Dan dalam tempo yang hampir bersamaan, seorang Ferdinand Hutahaean membuat cuitan di media sosial Twitter. Dengan mengatakan Allah itu lemah. Sedangkan Allahnya sendiri luar biasa kuat. Karena itu, sejumlah pihak melaporkannya kepada pihak berwajib. Lantaran cuitannya di media sosial Twitter itu diduga mengandung unsur kebencian dan bertendensi SARA. Lalu, apakah kasus ini segera diproses cepat, secepat pemrosesan kasus HBS Banyak yang meragukan, memang.

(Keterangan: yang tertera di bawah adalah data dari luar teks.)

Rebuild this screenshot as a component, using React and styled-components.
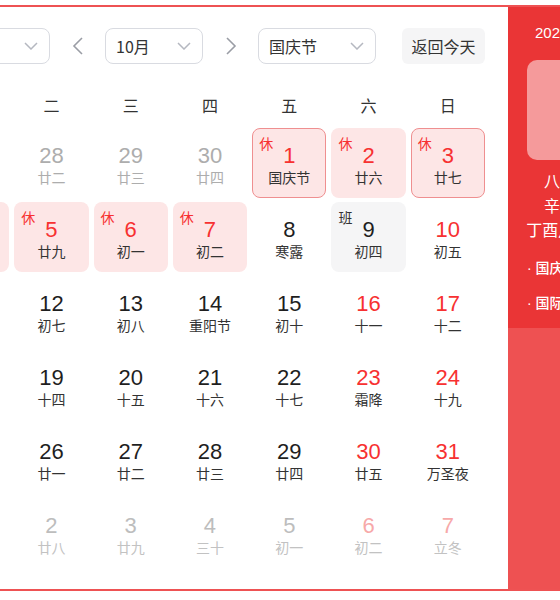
import React from "react";
import styled, { createGlobalStyle } from "styled-components";

const GlobalStyle = createGlobalStyle`
  html, body {
    margin: 0;
    padding: 0;
    overflow: hidden;
    background: #fff;
  }
  body {
    font-family: "Liberation Sans", "Noto Sans CJK SC", sans-serif;
  }
`;

const weekdays = ["一", "二", "三", "四", "五", "六", "日"];

// kind: p = previous month, c = current, n = next month
const rows = [
  [
    { d: 27, l: "廿一", k: "p" },
    { d: 28, l: "廿二", k: "p" },
    { d: 29, l: "廿三", k: "p" },
    { d: 30, l: "廿四", k: "p" },
    { d: 1, l: "国庆节", k: "c", red: true, tag: "休", ring: true },
    { d: 2, l: "廿六", k: "c", red: true, tag: "休" },
    { d: 3, l: "廿七", k: "c", red: true, tag: "休", ring: true },
  ],
  [
    { d: 4, l: "廿八", k: "c", red: true, tag: "休" },
    { d: 5, l: "廿九", k: "c", red: true, tag: "休" },
    { d: 6, l: "初一", k: "c", red: true, tag: "休" },
    { d: 7, l: "初二", k: "c", red: true, tag: "休" },
    { d: 8, l: "寒露", k: "c" },
    { d: 9, l: "初四", k: "c", tag: "班" },
    { d: 10, l: "初五", k: "c", red: true },
  ],
  [
    { d: 11, l: "初六", k: "c" },
    { d: 12, l: "初七", k: "c" },
    { d: 13, l: "初八", k: "c" },
    { d: 14, l: "重阳节", k: "c" },
    { d: 15, l: "初十", k: "c" },
    { d: 16, l: "十一", k: "c", red: true },
    { d: 17, l: "十二", k: "c", red: true },
  ],
  [
    { d: 18, l: "十三", k: "c" },
    { d: 19, l: "十四", k: "c" },
    { d: 20, l: "十五", k: "c" },
    { d: 21, l: "十六", k: "c" },
    { d: 22, l: "十七", k: "c" },
    { d: 23, l: "霜降", k: "c", red: true },
    { d: 24, l: "十九", k: "c", red: true },
  ],
  [
    { d: 25, l: "二十", k: "c" },
    { d: 26, l: "廿一", k: "c" },
    { d: 27, l: "廿二", k: "c" },
    { d: 28, l: "廿三", k: "c" },
    { d: 29, l: "廿四", k: "c" },
    { d: 30, l: "廿五", k: "c", red: true },
    { d: 31, l: "万圣夜", k: "c", red: true },
  ],
  [
    { d: 1, l: "廿七", k: "n" },
    { d: 2, l: "廿八", k: "n" },
    { d: 3, l: "廿九", k: "n" },
    { d: 4, l: "三十", k: "n" },
    { d: 5, l: "初一", k: "n" },
    { d: 6, l: "初二", k: "n", red: true },
    { d: 7, l: "立冬", k: "n", red: true },
  ],
];

function numberColor(cell) {
  if (cell.k === "p") return "#adadad";
  if (cell.k === "n") return cell.red ? "#f7a9a9" : "#bdbdbd";
  return cell.red ? "#f73131" : "#1f1f1f";
}

function lunarColor(cell) {
  if (cell.k === "p") return "#adadad";
  if (cell.k === "n") return "#c2c2c2";
  return "#333";
}

function ChevronDown() {
  return (
    <svg width="14" height="8" viewBox="0 0 14 8">
      <path d="M1 1 L7 7 L13 1" fill="none" stroke="#b5b8c0" strokeWidth="1.5" />
    </svg>
  );
}

function Chevron({ dir }) {
  const d = dir === "left" ? "M10 1 L2 9 L10 17" : "M2 1 L10 9 L2 17";
  return (
    <svg width="12" height="18" viewBox="0 0 12 18">
      <path d={d} fill="none" stroke="#9a9da5" strokeWidth="1.6" />
    </svg>
  );
}

function App() {
  return (
    <>
      <GlobalStyle />
      <Widget>
        <Main>
          <Toolbar>
            <Select $w={115}>
              <span>2021年</span>
              <ChevronDown />
            </Select>
            <ArrowButton>
              <Chevron dir="left" />
            </ArrowButton>
            <Select $w={98}>
              <span>10月</span>
              <ChevronDown />
            </Select>
            <ArrowButton>
              <Chevron dir="right" />
            </ArrowButton>
            <Select $w={118}>
              <span>国庆节</span>
              <ChevronDown />
            </Select>
            <TodayButton>返回今天</TodayButton>
          </Toolbar>

          <WeekHeader>
            {weekdays.map((w) => (
              <span key={w}>{w}</span>
            ))}
          </WeekHeader>

          <Days>
            {rows.flat().map((cell, i) => (
              <Cell key={i} $tag={cell.tag} $ring={cell.ring}>
                {cell.tag && <Tag $work={cell.tag === "班"}>{cell.tag}</Tag>}
                <Num style={{ color: numberColor(cell) }}>{cell.d}</Num>
                <Lunar style={{ color: lunarColor(cell) }}>{cell.l}</Lunar>
              </Cell>
            ))}
          </Days>
        </Main>

        <Panel>
          <PanelTop>
            <DateLine>2021-10-01 星期五</DateLine>
            <BigDay>1</BigDay>
            <LunarInfo>
              <div>八月廿五</div>
              <div>辛丑牛年</div>
              <div>丁酉月 壬午日</div>
            </LunarInfo>
            <Festival>· 国庆节</Festival>
            <Festival>· 国际音乐日</Festival>
          </PanelTop>
          <PanelBottom />
        </Panel>
      </Widget>
    </>
  );
}

const Widget = styled.div`
  display: flex;
  width: max-content;
  margin: 5px 0 0 -88px;
  border: 2px solid #ee5253;
`;

const Main = styled.div`
  width: 550px;
  padding: 21px 23px 21px 21px;
  background: #fff;
`;

const Toolbar = styled.div`
  display: flex;
  align-items: center;
  height: 36px;
`;

const Select = styled.div`
  box-sizing: border-box;
  width: ${(p) => p.$w}px;
  height: 36px;
  display: flex;
  align-items: center;
  justify-content: space-between;
  padding: 0 11px 0 10px;
  border: 1px solid #d9dbe1;
  border-radius: 8px;
  font-size: 16px;
  color: #333;
  font-family: "Noto Sans CJK SC", sans-serif;
`;

const ArrowButton = styled.div`
  width: 55px;
  height: 36px;
  display: flex;
  align-items: center;
  justify-content: center;
`;

const TodayButton = styled.div`
  margin-left: 26px;
  width: 83px;
  height: 36px;
  display: flex;
  align-items: center;
  justify-content: center;
  background: #f5f5f6;
  border-radius: 6px;
  font-size: 16px;
  color: #333;
  font-family: "Noto Sans CJK SC", sans-serif;
`;

const WeekHeader = styled.div`
  display: grid;
  grid-template-columns: repeat(7, 1fr);
  column-gap: 5px;
  margin: 26px 0 8px;
  line-height: 30px;
  text-align: center;
  font-size: 16px;
  color: #333;
  font-family: "Noto Sans CJK SC", sans-serif;
`;

const Days = styled.div`
  display: grid;
  grid-template-columns: repeat(7, 1fr);
  grid-auto-rows: 70px;
  gap: 4px 5px;
`;

const Cell = styled.div`
  position: relative;
  box-sizing: border-box;
  display: flex;
  flex-direction: column;
  align-items: center;
  padding-top: 15px;
  border-radius: 8px;
  border: 1px solid ${(p) => (p.$ring ? "#ef8f90" : "transparent")};
  background: ${(p) =>
    p.$tag === "休" ? "#fde6e6" : p.$tag === "班" ? "#f5f5f6" : "transparent"};
`;

const Tag = styled.span`
  position: absolute;
  top: 6px;
  left: 6px;
  font-size: 14px;
  line-height: 16px;
  color: ${(p) => (p.$work ? "#333" : "#f73131")};
  font-family: "Noto Sans CJK SC", sans-serif;
`;

const Num = styled.div`
  font-size: 22px;
  line-height: 24px;
  font-family: "Liberation Sans", sans-serif;
`;

const Lunar = styled.div`
  font-size: 14px;
  line-height: 18px;
  font-family: "Noto Sans CJK SC", sans-serif;
`;

const Panel = styled.div`
  width: 136px;
  display: flex;
  flex-direction: column;
  background: #ee5152;
`;

const PanelTop = styled.div`
  background: #ea3536;
  padding: 16px 0 15px;
  color: #fff;
  font-family: "Noto Sans CJK SC", sans-serif;
`;

const PanelBottom = styled.div`
  flex: 1;
`;

const DateLine = styled.div`
  padding-left: 27px;
  font-size: 15px;
  line-height: 20px;
  white-space: nowrap;
  font-family: "Liberation Sans", "Noto Sans CJK SC", sans-serif;
`;

const BigDay = styled.div`
  margin: 17px 19px 0;
  height: 100px;
  border-radius: 10px;
  background: rgba(255, 255, 255, 0.5);
  display: flex;
  align-items: center;
  justify-content: center;
  font-size: 56px;
  color: #ea3536;
  font-family: "Liberation Sans", sans-serif;
`;

const LunarInfo = styled.div`
  margin-top: 8px;
  text-align: center;
  font-size: 16px;
  line-height: 24.5px;
  white-space: nowrap;
`;

const Festival = styled.div`
  margin-top: 16px;
  padding-left: 19px;
  font-size: 14px;
  font-weight: 500;
  line-height: 20px;
  white-space: nowrap;
  font-family: "Liberation Sans", "Noto Sans CJK SC", sans-serif;
  & + & {
    margin-top: 15px;
  }
`;

export default App;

Karena mantan politisi Partai Demokrat itu adalah buzer dan influencer pemuja Jokowi.
Kebijakan pemerintahan Jokowi yang tidak segera memproses laporan masyarakat terhadap oknum-oknum pemujanya tentu mengecewakan banyak kalangan. Ketika para pengkritik pemerintah justru cepat sekali diproses dan dibui.
Karenanya, kondisi umat Islam Indonesia di tahun macan air ini rasanya tidak akan jauh berbeda dengan tahun-tahun terdahulu. Kebijakan politik belah bambu yang diterapkan sejauh ini, mulai dari periode pertama sampai kedua pemerintahan Jokowi, tetap berlangsung sama. Anak bangsa terpecah belah. Bukan hanya antara yang muslim dan non muslim. Tapi juga antara pemuja dan pengkritik Jokowi. Angan-angan untuk merasakan “equality before the law” atau kesamaan di depan hukum hanyalah ibarat pungguk merindukan bulan.
Apalagi tahun ini akan ditandai dengan dimulainya kesibukan sejumlah elit, mempesiapkan diri dalam menyongsong Pilpres 2024. Dengan begitu, ketegangan secara politik tentu akan meningkat. Kita tidak tahu pasti, meski terus berharap, akan tampilnya “sang satrio piningit”. Yang akan mampu memperbaiki kehidupan berbangsa dan bernegara kita ke depan. (*)
Nasmay L. Anas, wartawan senior di Bandung dan pemerhati persoalan publik.